I don’t know how many hours I’ve now spent going through the manual, “Scrivener for Dummies,” the extensive tutorial, and the video tutorials, yet nothing I do will keep the chapter title, the epigraphs, and the initial chapter text on a single page of output when I do a compile.
I have the epigraphs set as text in a “folder” in the Binder that has the chapter name, with “Preserve Formatting” on the epigraphs. In Compile, that folder is set to output title and text.
Below that folder, as a child of it, is a text document that has children text documents. It contains the first actual text of the chapter—which does not have a separate subtitle. I had to do it this way because I want the first line as small caps, and if I put the opening chapter text in with the epigraphs, the first line of the epigraphs, not the chapter body text, gets made into small caps. This text document is selected in Compile to output the text only.

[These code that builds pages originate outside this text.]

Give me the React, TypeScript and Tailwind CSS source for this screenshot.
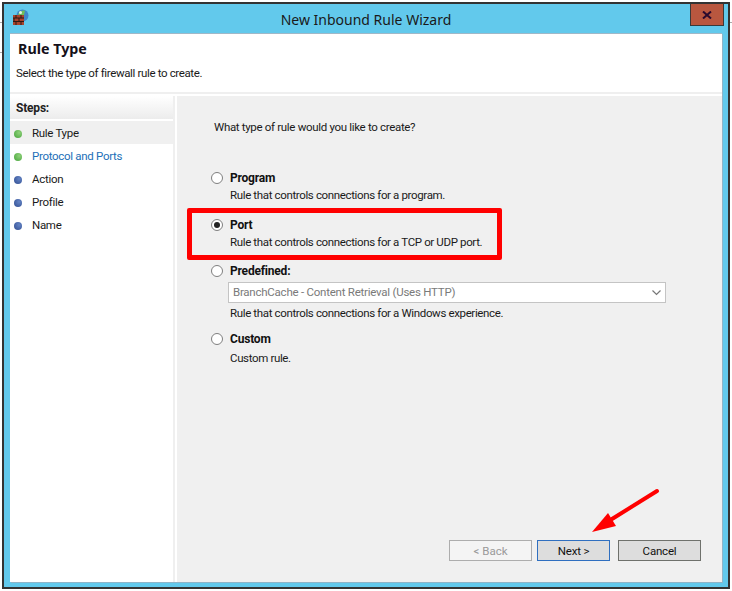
const font = { fontFamily: 'Roboto, "Noto Sans", sans-serif' };
const headFont = { fontFamily: '"Noto Sans", sans-serif' };

function FirewallIcon() {
  return (
    <svg width="17" height="17" viewBox="0 0 17 17" className="block">
      <circle cx="9.500" cy="6.500" r="6" fill="#3f87c9" />
      <path d="M5 5 Q8 1 12 1.500 L11 6 L7 7 Z" fill="#6fbf5a" />
      <circle cx="7.500" cy="3.500" r="1.500" fill="#e6f4e6" />
      <rect x="0" y="6" width="11" height="10" fill="#a8432c" />
      <path d="M0 9h11M0 12.500h11M3 6v3M8 6v3M1 9v3.500M6 9v3.500M3 12.500V16M8 12.500V16" stroke="#2e1a14" strokeWidth="1" fill="none" />
    </svg>
  );
}

function StepDot({ color, dark }: { color: string; dark: string }) {
  return (
    <span
      className="block w-2 h-2 rounded-full"
      style={{ background: `radial-gradient(circle at 65% 35%, ${color}, ${dark})` }}
    />
  );
}

function Step({ label, green, active, link }: { label: string; green?: boolean; active?: boolean; link?: boolean }) {
  return (
    <div className={`h-[23px] pt-[2px] flex items-center pl-[4px] ${active ? "bg-[#f0f0f0]" : ""}`}>
      {green ? <StepDot color="#8fd17a" dark="#43a33a" /> : <StepDot color="#6484c4" dark="#2f4c90" />}
      <span className={`ml-[10px] text-[11.500px] tracking-[-0.3px] ${link ? "text-[#1c6fb8]" : "text-[#1a1a1a]"}`}>{label}</span>
    </div>
  );
}

function Radio({ checked }: { checked?: boolean }) {
  return (
    <span className="w-[12px] h-[12px] ml-[1px] -mt-[1px] rounded-full border border-[#7f7f7f] bg-white flex items-center justify-center shrink-0">
      {checked && <span className="w-[6px] h-[6px] rounded-full bg-[#222]" />}
    </span>
  );
}

function Option({ title, desc, checked, children, className, descClass = "mt-[1px]" }: { title: string; desc: string; checked?: boolean; children?: React.ReactNode; className?: string; descClass?: string }) {
  return (
    <div className={className}>
      <div className="flex items-center h-[16px]">
        <Radio checked={checked} />
        <span className="ml-[7px] text-[12px] font-bold text-[#111] tracking-[-0.2px]">{title}</span>
      </div>
      {children}
      <div className={`ml-[20px] text-[11.500px] leading-[16px] text-[#1a1a1a] tracking-[-0.36px] ${descClass}`}>{desc}</div>
    </div>
  );
}

export default function App() {
  return (
    <div className="w-[732px] h-[591px] bg-white overflow-hidden relative pt-[2px] pl-[2px]" style={font}>
      <div className="w-[728px] h-[587px] border-2 border-[#333] bg-[#62c9ec] flex flex-col">
        {/* title bar */}
        <div className="h-[29px] shrink-0 flex items-start relative">
          <div className="ml-[9px] mt-[5px]">
            <FirewallIcon />
          </div>
          <div className="absolute left-0 right-0 top-[5px] text-center text-[14px] text-[#1a1a1a]" style={headFont}>New Inbound Rule Wizard</div>
          <div className="absolute right-[4px] top-0 w-[34px] h-[22px] bg-[#b9573f] border border-[#3a3a3a] border-t-0 flex items-center justify-center">
            <svg width="10" height="8" viewBox="0 0 10 8">
              <path d="M1 0.500 L9 7.500 M9 0.500 L1 7.500" stroke="#2a0a2e" strokeWidth="2" fill="none" />
            </svg>
          </div>
        </div>

        {/* client area */}
        <div className="ml-[6px] mr-[6px] h-[549px] bg-white border-t border-[#a0b8c8] shadow-[1px_1px_0_#8fb4c8] flex flex-col">
          <div className="h-[60px] shrink-0 pl-[6px] border-b-2 border-[#efefef]">
            <div className="mt-[5px] ml-[2px] text-[14.300px] font-bold text-[#14101a] leading-[20px]" style={headFont}>Rule Type</div>
            <div className="mt-[6px] text-[11.500px] leading-[16px] text-[#1a1a1a] tracking-[-0.36px]">Select the type of firewall rule to create.</div>
          </div>
          <div className="flex flex-1 pt-[2px]">
            <div className="w-[165px] shrink-0 border-r-2 border-[#efefef] relative">
              <div className="h-[23px] pl-[6px] flex items-center bg-gradient-to-b from-white to-[#ececec] text-[12px] font-bold text-[#222] tracking-[-0.2px]">Steps:</div>
              <div className="pt-[2px]">
                <Step label="Rule Type" green active />
                <Step label="Protocol and Ports" green link />
                <Step label="Action" />
                <Step label="Profile" />
                <Step label="Name" />
              </div>
            </div>
            <div className="flex-1 ml-[2px] bg-[#f0f0f0] flex flex-col">
              <div className="ml-[37px] mt-[23px] text-[11.500px] leading-[16px] text-[#1a1a1a] tracking-[-0.32px]">What type of rule would you like to create?</div>
              <div className="ml-[33px] mt-[35px] flex flex-col">
                <Option title="Program" desc="Rule that controls connections for a program." />
                <Option className="mt-[14px]" title="Port" desc="Rule that controls connections for a TCP or UDP port." checked />
                <Option className="mt-[13px]" title="Predefined:" desc="Rule that controls connections for a Windows experience." descClass="mt-[2px]">
                  <div className="ml-[18px] mt-[3px] w-[438px] h-[21px] bg-white border border-[#c4c4c4] flex items-center justify-between pl-[4px] pr-[4px] text-[11.500px] text-[#7a7a7a] tracking-[-0.24px]">
                    <span>BranchCache - Content Retrieval (Uses HTTP)</span>
                    <svg width="9" height="6" viewBox="0 0 9 6"><path d="M0.500 0.500 L4.500 4.500 L8.500 0.500" stroke="#777" strokeWidth="1.200" fill="none" /></svg>
                  </div>
                </Option>
                <Option className="mt-[10px]" title="Custom" desc="Custom rule." descClass="mt-[3px]" />
              </div>
              <div className="mt-auto mb-[21px] mr-[21px] flex justify-end">
                <div className="w-[83px] h-[21px] pt-[2px] border border-[#adadad] bg-[#f4f4f4] flex items-center justify-center text-[11.500px] text-[#9a9a9a]">&lt; Back</div>
                <div className="ml-[5px] w-[73px] h-[21px] pt-[2px] border border-[#2f6fc0] bg-[#dddddd] flex items-center justify-center text-[11.500px] text-[#111] tracking-[-0.2px]">Next &gt;</div>
                <div className="ml-[8px] w-[83px] h-[21px] pt-[2px] border border-[#6f716c] bg-[#dddddd] flex items-center justify-center text-[11.500px] text-[#111] tracking-[-0.2px]">Cancel</div>
              </div>
            </div>
          </div>
        </div>
      </div>

      {/* stray edges of the desktop behind the window */}
      <div className="absolute left-0 top-[22px] w-[2px] h-[1px] bg-[#aaaaaa]" />
      <div className="absolute left-0 top-[52px] w-[2px] h-[1px] bg-[#aaaaaa]" />
      <div className="absolute right-0 top-[22px] w-[2px] h-[1px] bg-[#aaaaaa]" />

      {/* annotations */}
      <div className="absolute left-[187px] top-[208px] w-[315px] h-[52px] border-[5px] border-[#ff0000] rounded-[2px]" />
      <svg className="absolute left-[590px] top-[488px]" width="70" height="45" viewBox="0 0 70 45">
        <path d="M67 3 L22 31" stroke="#f00" strokeWidth="4" strokeLinecap="round" fill="none" />
        <path d="M2 44 L18 25 L26 38 Z" fill="#f00" />
      </svg>
    </div>
  );
}
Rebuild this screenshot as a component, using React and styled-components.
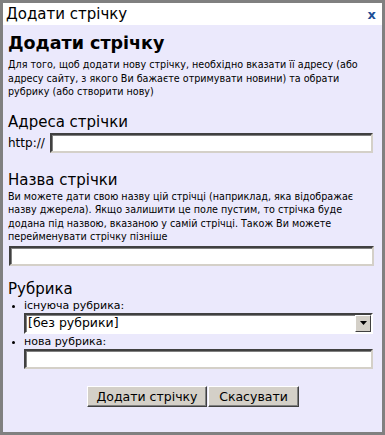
import React from "react";
import styled, { createGlobalStyle } from "styled-components";

const Global = createGlobalStyle`
  html, body { margin: 0; padding: 0; background: #808080; }
  body { font-family: "DejaVu Sans", Verdana, sans-serif; }
`;

const Frame = styled.div`
  width: 385px;
  height: 435px;
  box-sizing: border-box;
  border: 3px solid #808080;
  background: #ebe9fc;
  display: flex;
  flex-direction: column;
`;

const TitleBar = styled.div`
  height: 22px;
  background: #fff;
  display: flex;
  align-items: center;
  justify-content: space-between;
  padding: 0 6px 0 3px;
  font-size: 15px;
  color: #000;
`;

const Close = styled.span`
  color: #1c4f96;
  font-weight: bold;
  font-size: 13px;
  cursor: pointer;
`;

const Body = styled.div`
  padding: 5px 9px 0 5px;
  color: #000;
`;

const H1 = styled.h1`
  margin: 0;
  font-size: 17.5px;
  font-weight: bold;
  line-height: 26px;
`;

const H2 = styled.h2`
  margin: ${(p) => p.$top || 0}px 0 0;
  font-size: 15px;
  font-weight: normal;
  line-height: 17px;
`;

const Text = styled.p`
  margin: ${(p) => p.$top ?? 2}px 0 0;
  font-size: 9.6px;
  line-height: 13.5px;
`;

const Row = styled.div`
  display: flex;
  align-items: center;
  gap: 5px;
  margin-top: ${(p) => p.$top || 0}px;
  font-size: 12px;
`;

const Input = styled.input`
  box-sizing: border-box;
  flex: 1;
  width: ${(p) => (p.$full ? "100%" : "auto")};
  height: 20px;
  margin: ${(p) => p.$m || 0};
  border: 2px solid;
  border-color: #404040 #d4d0c8 #d4d0c8 #404040;
  box-shadow: inset 1px 1px 0 #808080;
  background: #fff;
  display: block;
  outline: none;
`;

const List = styled.ul`
  list-style: none;
  margin: 1px 0 0;
  padding: 0 0 0 16px;
`;

const Item = styled.li`
  font-size: 11px;
  line-height: 14px;
  position: relative;
  &::before {
    content: "";
    position: absolute;
    left: -12px;
    top: 6px;
    width: 3px;
    height: 3px;
    border-radius: 50%;
    background: #000;
  }
`;

const SelectBox = styled.div`
  box-sizing: border-box;
  height: 21px;
  margin: 0 0 1px;
  border: 2px solid;
  border-color: #404040 #fff #fff #404040;
  box-shadow: inset 1px 1px 0 #808080;
  background: #fff;
  display: flex;
  align-items: center;
  justify-content: space-between;
  font-size: 12.5px;
  padding-left: 2px;
`;

const Arrow = styled.span`
  box-sizing: border-box;
  width: 16px;
  height: 17px;
  background: #d4d0c8;
  border: 1px solid;
  border-color: #fff #404040 #404040 #fff;
  display: flex;
  align-items: center;
  justify-content: center;
`;

const Buttons = styled.div`
  display: flex;
  justify-content: center;
  margin-top: 17px;
  padding-left: 4px;
`;

const Button = styled.button`
  box-sizing: border-box;
  height: 21px;
  width: ${(p) => p.$w}px;
  background: #d4d0c8;
  border: 1px solid;
  border-color: #fff #404040 #404040 #fff;
  box-shadow: inset -1px -1px 0 #808080;
  font-family: "DejaVu Sans", Tahoma, sans-serif;
  font-size: 12.5px;
  color: #000;
  padding: 0;
  margin-left: 1px;
`;

export default function App() {
  return (
    <Frame>
      <Global />
      <TitleBar>
        <span>Додати стрічку</span>
        <Close>x</Close>
      </TitleBar>
      <Body>
        <H1>Додати стрічку</H1>
        <Text>
          Для того, щоб додати нову стрічку, необхідно вказати її адресу (або
          адресу сайту, з якого Ви бажаєте отримувати новини) та обрати
          рубрику (або створити нову)
        </Text>
        <H2 $top={15}>Адреса стрічки</H2>
        <Row $top={2}>
          <span>http://</span>
          <Input />
        </Row>
        <H2 $top={19}>Назва стрічки</H2>
        <Text $top={1}>
          Ви можете дати свою назву цій стрічці (наприклад, яка відображає
          назву джерела). Якщо залишити це поле пустим, то стрічка буде
          додана під назвою, вказаною у самій стрічці. Також Ви можете
          перейменувати стрічку пізніше
        </Text>
        <Input $full $m="2px 0 0 1px" />
        <H2 $top={15}>Рубрика</H2>
        <List>
          <Item>
            існуюча рубрика:
            <SelectBox>
              <span>[без рубрики]</span>
              <Arrow>
                <svg width="7" height="4" viewBox="0 0 7 4">
                  <path d="M0 0h7L3.5 4z" fill="#000" />
                </svg>
              </Arrow>
            </SelectBox>
          </Item>
          <Item>
            нова рубрика:
            <Input $full />
          </Item>
        </List>
        <Buttons>
          <Button $w={120}>Додати стрічку</Button>
          <Button $w={91}>Скасувати</Button>
        </Buttons>
      </Body>
    </Frame>
  );
}
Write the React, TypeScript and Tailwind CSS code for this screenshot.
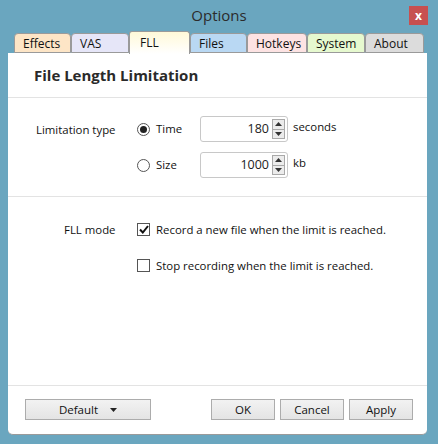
import { useState } from "react";

const tabs = [
  { name: "Effects", w: "w-[57px]", bg: "bg-[#fde5c6]" },
  { name: "VAS", w: "w-[58px]", bg: "bg-[#e6e6f8]" },
  { name: "FLL", w: "w-[61px]", bg: "bg-gradient-to-b from-[#fff9d8] to-white", active: true },
  { name: "Files", w: "w-[57px]", bg: "bg-[#b9d8f3]" },
  { name: "Hotkeys", w: "w-[60px]", bg: "bg-[#fde3e3]" },
  { name: "System", w: "w-[58px]", bg: "bg-[#e6f9cf]" },
  { name: "About", w: "w-[59px]", bg: "bg-[#dcdcdc]" },
];

function Spin({ value }: { value: string }) {
  return (
    <div className="flex h-[26px] w-[88px] items-center rounded-[3px] border border-[#c8c8c8] bg-white pr-[2px]">
      <div className="flex-1 pr-[3px] text-right text-[12.5px] text-[#222]">{value}</div>
      <div className="flex h-[20px] w-[13px] flex-col border border-[#a9a9a9] bg-[#ececec]">
        <div className="flex flex-1 items-center justify-center border-b border-[#a9a9a9]">
          <svg width="7" height="4" viewBox="0 0 7 4">
            <path d="M0 4 L3.5 0 L7 4Z" fill="#333" />
          </svg>
        </div>
        <div className="flex flex-1 items-center justify-center">
          <svg width="7" height="4" viewBox="0 0 7 4">
            <path d="M0 0 L3.5 4 L7 0Z" fill="#333" />
          </svg>
        </div>
      </div>
    </div>
  );
}

function Radio({ on }: { on?: boolean }) {
  return (
    <div className="flex h-[13px] w-[13px] items-center justify-center rounded-full border border-[#555] bg-white">
      {on && <div className="h-[7px] w-[7px] rounded-full bg-[#222]" />}
    </div>
  );
}

function Check({ on }: { on?: boolean }) {
  return (
    <div className="flex h-[13px] w-[13px] items-center justify-center border border-[#555] bg-white">
      {on && (
        <svg width="10" height="9" viewBox="0 0 10 9">
          <path d="M1 4.5 L3.8 7.5 L9 1" stroke="#111" strokeWidth="2" fill="none" />
        </svg>
      )}
    </div>
  );
}

function Btn({ children, w }: { children: React.ReactNode; w: string }) {
  return (
    <div
      className={`${w} flex h-[21px] items-center justify-center border border-[#acacac] bg-gradient-to-b from-[#f2f2f2] to-[#e4e4e4] text-[11.5px] text-[#111]`}
    >
      {children}
    </div>
  );
}

export default function App() {
  const [mode] = useState("time");
  return (
    <div
      className="flex h-[444px] w-[438px] flex-col bg-[#6aa6bf]"
      style={{ fontFamily: '"Open Sans", "Noto Sans", sans-serif' }}
    >
      {/* title bar */}
      <div className="relative flex h-[31px] items-center justify-center">
        <span className="text-[15px] text-[#2b2b2b]">Options</span>
        <div className="absolute right-[10px] top-[6px] flex h-[19px] w-[19px] items-center justify-center bg-[#c75050] text-[12px] font-bold leading-none text-white">
          x
        </div>
      </div>

      {/* tabs */}
      <div className="flex h-[22px] items-end pl-[14px]">
        {tabs.map((t) =>
          t.active ? (
            <div
              key={t.name}
              className={`${t.w} ${t.bg} relative z-10 -mb-px flex h-[23px] items-start rounded-t-[3px] border border-b-0 border-[#9a9a9a] pl-[10px] pt-[2px] text-[12px] text-[#111]`}
            >
              {t.name}
            </div>
          ) : (
            <div
              key={t.name}
              className={`${t.w} ${t.bg} flex h-[20px] items-center rounded-t-[4px] border border-[#9a9a9a] pl-[8px] pt-[1px] text-[12px] text-[#111]`}
            >
              {t.name}
            </div>
          )
        )}
      </div>

      {/* panel */}
      <div className="ml-[8px] flex h-[382px] w-[419px] flex-col rounded-b-[5px] border-b border-[#9a9a9a] bg-white">
        <div className="flex h-[45px] items-center border-b border-[#e3e3e3] pl-[26px] text-[15px] font-bold text-[#2a2a2a]">
          File Length Limitation
        </div>

        <div className="flex h-[99px] border-b border-[#e3e3e3] pt-[18px] text-[11.4px]">
          <div className="w-[129px] pl-[28px] pt-[5px] text-[#111]">Limitation type</div>
          <div className="flex flex-col gap-[10px]">
            <div className="flex items-center">
              <Radio on={mode === "time"} />
              <span className="ml-[6px] w-[44px] text-[#111]">Time</span>
              <Spin value="180" />
              <span className="ml-[5px] -mt-[4px] text-[#111]">seconds</span>
            </div>
            <div className="flex items-center">
              <Radio />
              <span className="ml-[6px] w-[44px] text-[#111]">Size</span>
              <Spin value="1000" />
              <span className="ml-[5px] -mt-[4px] text-[#111]">kb</span>
            </div>
          </div>
        </div>

        <div className="flex flex-1 border-b border-[#e3e3e3] pt-[24px] text-[11.4px]">
          <div className="w-[129px] pl-[56px] text-[#111]">FLL mode</div>
          <div className="flex flex-col gap-[19px]">
            <div className="flex items-center">
              <Check on />
              <span className="ml-[6px] text-[#111]">Record a new file when the limit is reached.</span>
            </div>
            <div className="flex items-center">
              <Check />
              <span className="ml-[6px] text-[#111]">Stop recording when the limit is reached.</span>
            </div>
          </div>
        </div>

        <div className="flex h-[48px] items-start pl-[17px] pt-[13px]">
          <Btn w="w-[126px]">
            <span>Default</span>
            <svg className="ml-[12px]" width="7" height="4" viewBox="0 0 7 4">
              <path d="M0 0 L3.5 4 L7 0Z" fill="#222" />
            </svg>
          </Btn>
          <div className="ml-[60px] flex gap-[5px]">
            <Btn w="w-[64px]">OK</Btn>
            <Btn w="w-[64px]">Cancel</Btn>
            <Btn w="w-[64px]">Apply</Btn>
          </div>
        </div>
      </div>
    </div>
  );
}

Below that text document, as children of it, are several other text documents, each a sub-section of the chapter, each with a subtitle. That level is set in Compile to output both title and text.
There are no page breaks set in the Compile “Separators” category except between folders and text documents. Yet every time I compile for print, the chapter title and epigraphs are on the first page of the compiled output, and the actual chapter text doesn’t start until the top of the next page.
I’ve tried everything I know. It’s among the most maddening experiences I’ve had with software.
UPDATE TO ADD: I compiled it as a Word document, and, sure enough, there’s a page break after the epigraphs. Nothing in Scrivener indicates that there is a page break, or should be one. 
UPDATE 2: I’ve finally located the cause of the infuriating page break. It was hidden in “meta-data” for the document that starts the actual text of the chapter. I certainly never set the check box for “page break before.” Is this gratuitous “help” the program gives and doesn’t mention? It should put up a flashing neon notice: “I JUST FORCED A PAGE BREAK BEFORE THIS DOCUMENT YOU CREATED!”